- [Given request]
Please give the listing again, word for word, with nothing left out.

◆ ◆ ◆ ◆ ◆

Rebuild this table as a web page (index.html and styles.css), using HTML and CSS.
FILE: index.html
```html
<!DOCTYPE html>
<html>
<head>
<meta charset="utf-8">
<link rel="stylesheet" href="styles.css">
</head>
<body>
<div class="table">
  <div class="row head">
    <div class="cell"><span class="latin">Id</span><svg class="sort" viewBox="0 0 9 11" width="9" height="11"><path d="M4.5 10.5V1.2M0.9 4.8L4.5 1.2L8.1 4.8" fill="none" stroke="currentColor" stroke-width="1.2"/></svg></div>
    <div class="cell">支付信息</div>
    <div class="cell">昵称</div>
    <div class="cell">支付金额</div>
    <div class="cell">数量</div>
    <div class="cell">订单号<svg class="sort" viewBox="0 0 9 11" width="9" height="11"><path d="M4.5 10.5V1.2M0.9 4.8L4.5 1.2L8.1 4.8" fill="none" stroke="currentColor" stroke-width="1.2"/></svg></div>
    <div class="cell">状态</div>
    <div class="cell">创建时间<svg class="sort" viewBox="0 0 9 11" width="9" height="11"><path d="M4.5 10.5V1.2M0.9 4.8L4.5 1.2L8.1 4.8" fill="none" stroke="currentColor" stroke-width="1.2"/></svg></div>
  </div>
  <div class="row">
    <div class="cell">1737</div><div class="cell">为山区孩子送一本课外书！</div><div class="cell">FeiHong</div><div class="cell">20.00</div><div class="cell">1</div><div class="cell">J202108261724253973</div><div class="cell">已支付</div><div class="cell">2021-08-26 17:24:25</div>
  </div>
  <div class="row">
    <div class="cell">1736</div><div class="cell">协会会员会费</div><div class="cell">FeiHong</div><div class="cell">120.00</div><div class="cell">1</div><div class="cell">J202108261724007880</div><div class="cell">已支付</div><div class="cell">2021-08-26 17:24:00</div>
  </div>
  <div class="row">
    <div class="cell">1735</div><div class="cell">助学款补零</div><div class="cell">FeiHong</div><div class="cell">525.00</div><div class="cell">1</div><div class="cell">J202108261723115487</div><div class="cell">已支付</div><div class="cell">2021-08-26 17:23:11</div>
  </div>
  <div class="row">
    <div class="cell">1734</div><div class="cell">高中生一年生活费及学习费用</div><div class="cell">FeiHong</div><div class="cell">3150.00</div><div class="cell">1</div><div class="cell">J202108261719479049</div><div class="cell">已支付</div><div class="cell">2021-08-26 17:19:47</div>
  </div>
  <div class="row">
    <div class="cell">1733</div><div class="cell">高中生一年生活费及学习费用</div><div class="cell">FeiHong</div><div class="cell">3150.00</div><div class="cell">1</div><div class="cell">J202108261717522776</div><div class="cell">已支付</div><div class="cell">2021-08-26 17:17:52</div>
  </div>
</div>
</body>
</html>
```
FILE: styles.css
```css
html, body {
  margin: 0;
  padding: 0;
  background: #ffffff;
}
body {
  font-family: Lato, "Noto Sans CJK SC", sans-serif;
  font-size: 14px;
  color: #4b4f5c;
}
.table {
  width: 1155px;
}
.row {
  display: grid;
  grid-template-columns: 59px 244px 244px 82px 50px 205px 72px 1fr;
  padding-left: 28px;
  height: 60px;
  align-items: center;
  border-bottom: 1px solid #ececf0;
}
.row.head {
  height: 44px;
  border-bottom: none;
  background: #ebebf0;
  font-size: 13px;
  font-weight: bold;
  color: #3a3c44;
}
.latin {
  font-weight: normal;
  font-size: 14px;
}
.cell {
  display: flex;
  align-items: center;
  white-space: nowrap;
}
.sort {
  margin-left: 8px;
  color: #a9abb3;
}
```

◆ ◆ ◆ ◆ ◆

- [Solution to the exercise]
Rebuild this table as a web page (index.html and styles.css), using HTML and CSS.
FILE: index.html
```html
<!DOCTYPE html>
<html>
<head>
<meta charset="utf-8">
<link rel="stylesheet" href="styles.css">
</head>
<body>
<div class="table">
  <div class="row head">
    <div class="cell"><span class="latin">Id</span><svg class="sort" viewBox="0 0 9 11" width="9" height="11"><path d="M4.5 10.5V1.2M0.9 4.8L4.5 1.2L8.1 4.8" fill="none" stroke="currentColor" stroke-width="1.2"/></svg></div>
    <div class="cell">支付信息</div>
    <div class="cell">昵称</div>
    <div class="cell">支付金额</div>
    <div class="cell">数量</div>
    <div class="cell">订单号<svg class="sort" viewBox="0 0 9 11" width="9" height="11"><path d="M4.5 10.5V1.2M0.9 4.8L4.5 1.2L8.1 4.8" fill="none" stroke="currentColor" stroke-width="1.2"/></svg></div>
    <div class="cell">状态</div>
    <div class="cell">创建时间<svg class="sort" viewBox="0 0 9 11" width="9" height="11"><path d="M4.5 10.5V1.2M0.9 4.8L4.5 1.2L8.1 4.8" fill="none" stroke="currentColor" stroke-width="1.2"/></svg></div>
  </div>
  <div class="row">
    <div class="cell">1737</div><div class="cell">为山区孩子送一本课外书！</div><div class="cell">FeiHong</div><div class="cell">20.00</div><div class="cell">1</div><div class="cell">J202108261724253973</div><div class="cell">已支付</div><div class="cell">2021-08-26 17:24:25</div>
  </div>
  <div class="row">
    <div class="cell">1736</div><div class="cell">协会会员会费</div><div class="cell">FeiHong</div><div class="cell">120.00</div><div class="cell">1</div><div class="cell">J202108261724007880</div><div class="cell">已支付</div><div class="cell">2021-08-26 17:24:00</div>
  </div>
  <div class="row">
    <div class="cell">1735</div><div class="cell">助学款补零</div><div class="cell">FeiHong</div><div class="cell">525.00</div><div class="cell">1</div><div class="cell">J202108261723115487</div><div class="cell">已支付</div><div class="cell">2021-08-26 17:23:11</div>
  </div>
  <div class="row">
    <div class="cell">1734</div><div class="cell">高中生一年生活费及学习费用</div><div class="cell">FeiHong</div><div class="cell">3150.00</div><div class="cell">1</div><div class="cell">J202108261719479049</div><div class="cell">已支付</div><div class="cell">2021-08-26 17:19:47</div>
  </div>
  <div class="row">
    <div class="cell">1733</div><div class="cell">高中生一年生活费及学习费用</div><div class="cell">FeiHong</div><div class="cell">3150.00</div><div class="cell">1</div><div class="cell">J202108261717522776</div><div class="cell">已支付</div><div class="cell">2021-08-26 17:17:52</div>
  </div>
</div>
</body>
</html>
```
FILE: styles.css
```css
html, body {
  margin: 0;
  padding: 0;
  background: #ffffff;
}
body {
  font-family: Lato, "Noto Sans CJK SC", sans-serif;
  font-size: 14px;
  color: #4b4f5c;
}
.table {
  width: 1155px;
}
.row {
  display: grid;
  grid-template-columns: 59px 244px 244px 82px 50px 205px 72px 1fr;
  padding-left: 28px;
  height: 60px;
  align-items: center;
  border-bottom: 1px solid #ececf0;
}
.row.head {
  height: 44px;
  border-bottom: none;
  background: #ebebf0;
  font-size: 13px;
  font-weight: bold;
  color: #3a3c44;
}
.latin {
  font-weight: normal;
  font-size: 14px;
}
.cell {
  display: flex;
  align-items: center;
  white-space: nowrap;
}
.sort {
  margin-left: 8px;
  color: #a9abb3;
}
```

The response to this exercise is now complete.